Rather, this time the bar has been set low, with the goals very limited.
State Department spokesman John Kirby said on Wednesday that the meetings would deal with “practical ways in which political breathing space can be had to help end the violence.”
No overreaching there, just looking for breathing space. The breathing space that Kirby mentioned but did not elaborate upon is likely to be an attempt – in discussions with Netanyahu, Abbas and especially Jordan’s King Abdullah – to come up with a clear set of procedures for governing the Temple Mount.
The Temple Mount has – like so many times over the last century – been the spark to violence against Jews. To douse the fire, there will be some need to deal with the spark, but this has to be done in a way where both Israel and the Palestinians can say that they have not given in.
In recent days Kerry has spoken about the need for clarity.
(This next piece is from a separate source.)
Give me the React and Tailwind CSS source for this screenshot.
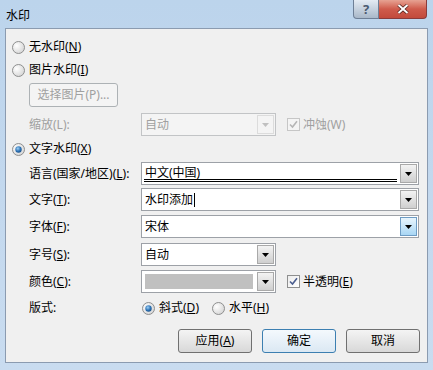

Everyone talks about the status quo on the Temple Mount, but there is little understanding of what that entails.
“Israel understands the importance of the status quo and... our objective is to make sure that everyone understands what that means,” Kerry said at press conference on Monday in Madrid, adding that “we are not seeking a new change or outsiders to come in; I don’t think Israel or Jordan wants that, and we’re not proposing it. What we need is clarity.”
The new “clarity” is expected to involve enhanced coordination and cooperation with Jordan, possibly even more Jordanian representatives on the site, in such a way as to undercut the spurious charge that Israel is somehow threatening al-Aksa Mosque.
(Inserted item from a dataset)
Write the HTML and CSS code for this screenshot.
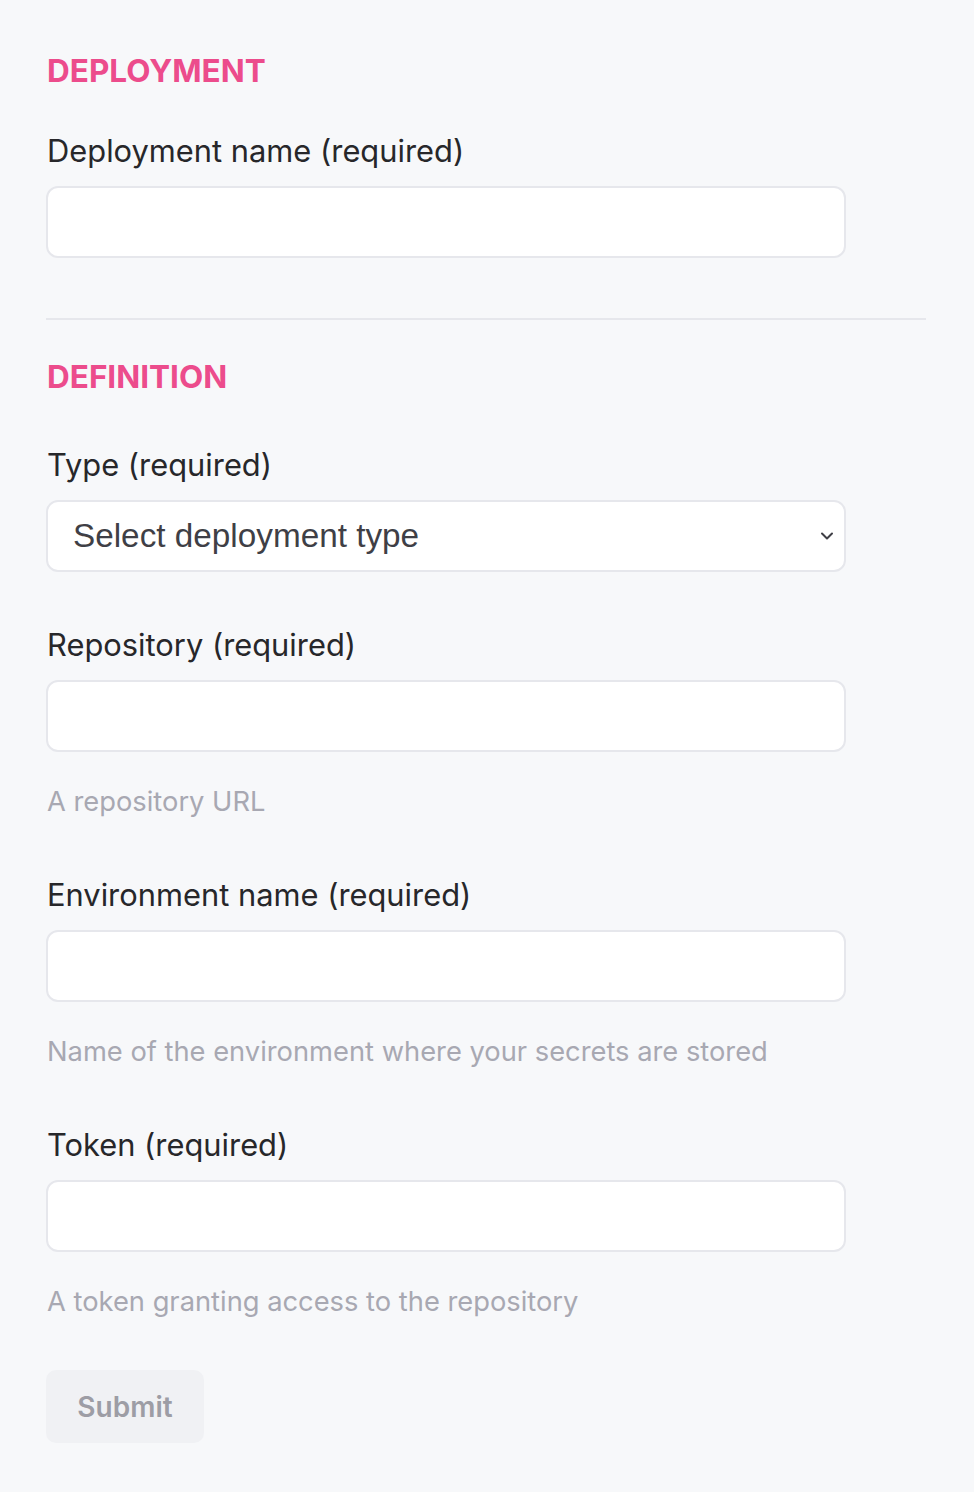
FILE: index.html
```html
<!DOCTYPE html>
<html lang="en">
<head>
<meta charset="utf-8">
<title>Deployment form</title>
<link rel="stylesheet" href="styles.css">
</head>
<body>
<form class="form">
  <section class="section">
    <h2 class="section-title">DEPLOYMENT</h2>
    <div class="field field-first">
      <label class="label">Deployment name (required)</label>
      <input class="input" type="text">
    </div>
  </section>
  <hr class="divider">
  <section class="section">
    <h2 class="section-title">DEFINITION</h2>
    <div class="field field-type">
      <label class="label">Type (required)</label>
      <div class="select">
        <span class="select-text">Select deployment type</span>
        <svg class="chevron" width="14" height="10" viewBox="0 0 14 10"><path d="M2 2.5 L7 7.5 L12 2.5" fill="none" stroke="#3f3f46" stroke-width="2" stroke-linecap="round" stroke-linejoin="round"/></svg>
      </div>
    </div>
    <div class="field">
      <label class="label">Repository (required)</label>
      <input class="input" type="text">
      <p class="help">A repository URL</p>
    </div>
    <div class="field">
      <label class="label">Environment name (required)</label>
      <input class="input" type="text">
      <p class="help">Name of the environment where your secrets are stored</p>
    </div>
    <div class="field">
      <label class="label">Token (required)</label>
      <input class="input" type="text">
      <p class="help">A token granting access to the repository</p>
    </div>
  </section>
  <button class="submit" type="button">Submit</button>
</form>
</body>
</html>
```

FILE: styles.css
```css
html, body {
  margin: 0;
  padding: 0;
  background: #f7f8fa;
}
body {
  font-family: Inter, "Noto Sans", sans-serif;
  color: #27272a;
}
.form {
  width: 880px;
  padding: 51px 0 40px 46px;
  display: flex;
  flex-direction: column;
}
.section-title {
  margin: 0 0 0 1px;
  font-size: 31.5px;
  line-height: 40px;
  font-weight: 700;
  color: #ec4c8c;
  letter-spacing: 0;
}
.field {
  display: flex;
  flex-direction: column;
  margin-top: 53px;
}
.field-first { margin-top: 40px; }
.field-type { margin-top: 48px; }
.label {
  font-size: 30.85px;
  line-height: 40px;
  color: #27272a;
  margin: 0 0 15px 1px;
}
.input {
  box-sizing: border-box;
  width: 800px;
  height: 72px;
  margin: 0;
  background: #fff;
  border: 2px solid #e6e7ec;
  border-radius: 12px;
  outline: none;
  font: inherit;
}
.select {
  box-sizing: border-box;
  width: 800px;
  height: 72px;
  background: #fff;
  border: 2px solid #e6e7ec;
  border-radius: 12px;
  display: flex;
  align-items: center;
  justify-content: space-between;
  padding: 0 10px 0 25px;
}
.select-text {
  font-family: "Liberation Sans", Arial, sans-serif;
  font-size: 33.3px;
  color: #3f3f46;
  letter-spacing: 0;
}
.help {
  margin: 30px 0 0 1px;
  font-size: 27.3px;
  line-height: 40px;
  color: #a8a8b2;
}
.divider {
  width: 880px;
  margin: 60px 0 37px;
  border: 0;
  border-top: 2px solid #e6e7ec;
  height: 0;
}
.submit {
  margin-top: 48px;
  align-self: flex-start;
  width: 158px;
  height: 73px;
  border: 0;
  border-radius: 10px;
  background: #f0f1f4;
  color: #9d9da5;
  font-family: Inter, sans-serif;
  font-size: 28px;
  font-weight: 600;
  padding: 0;
}
```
Former National Security Council head Yaakov Amidror said in an Israel Radio interview this week that he had little expectation regarding Kerry’s meeting with Netanyahu or Abbas, because the US has little impact on the Palestinians – which is true.
But the US does have leverage on Jordan, and this leverage may now be needed to get Abdullah to take a greater role in dayto- day administration and involvement at the site – if only as a way to suck the oxygen out of the lie propelling the current round of terrorism: that Israel is endangering al-Aksa.